A team of researchers affiliated with several institutions in India has developed a topical get that can be used by farmers to prevent nerve damage due to chemical crop spraying. In their paper published in the journal Science Advances, the group describes how they made the gel and how well it worked when tested on rats.
In most developed countries, chemicals sprayed on crops to kill bugs, weeds and fungus on crops are applied by airplane or by machines pulled by tractors. But in less developed countries, such as India, such chemicals are applied by farmers using hand-held sprayers. Besides being labor intensive, such an approach also endangers the health of the farmer because the chemicals coat their skin and are absorbed into the bloodstream, where they can circulate and damage body parts. Of particular concern are organophosphates, which are in many pesticides. In the body, they interfere with the production of an enzyme called acetylcholinesterase, which is needed by the nervous system to function properly. Farmers who use such chemicals suffer from a host of neurological problems. In this new effort, the researchers have found a way to prevent the organophosphates from causing damage after they enter the bloodstream—by applying a gel they have developed to the skin before such pesticides are used.
The gel is called poly-Oxime and is based on a nucleophilic polymer. When applied to the skin, it works as a catalyst, deactivating organophosphates. Thus, it is not a barricade, it simply hydrolyzes organophosphate molecules preventing them from interfering with the production of acetylcholinesterase.

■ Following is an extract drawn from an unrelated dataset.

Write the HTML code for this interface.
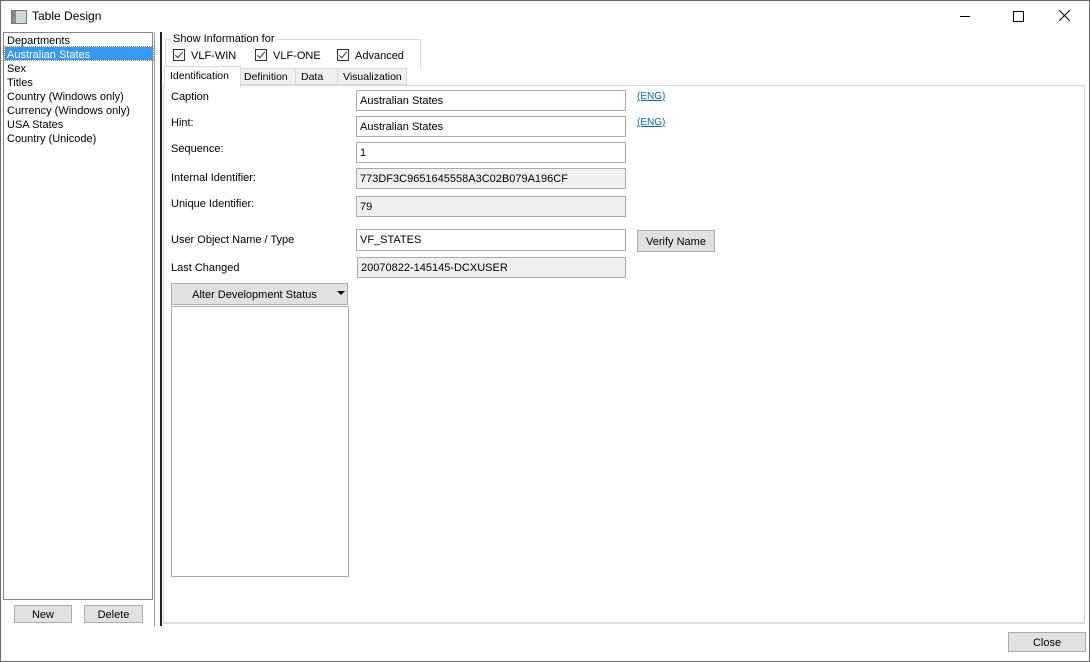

The researchers tested their gel by shaving rats and applying the gel to their skin. They also applied a similar gel without the active ingredient to serve as a test. And just to be sure, they also shaved other rats and applied nothing at all. Next, the team applied pesticides to the same skin areas on all the rats and then monitored them to see what happened. They found that the rats with poly-Oxime experienced no negative repercussions while the other two groups became sick or died. The team also studied brain tissue samples from all three groups and found those protected by poly-Oxime did not have a reduction in acetylcholinesterase.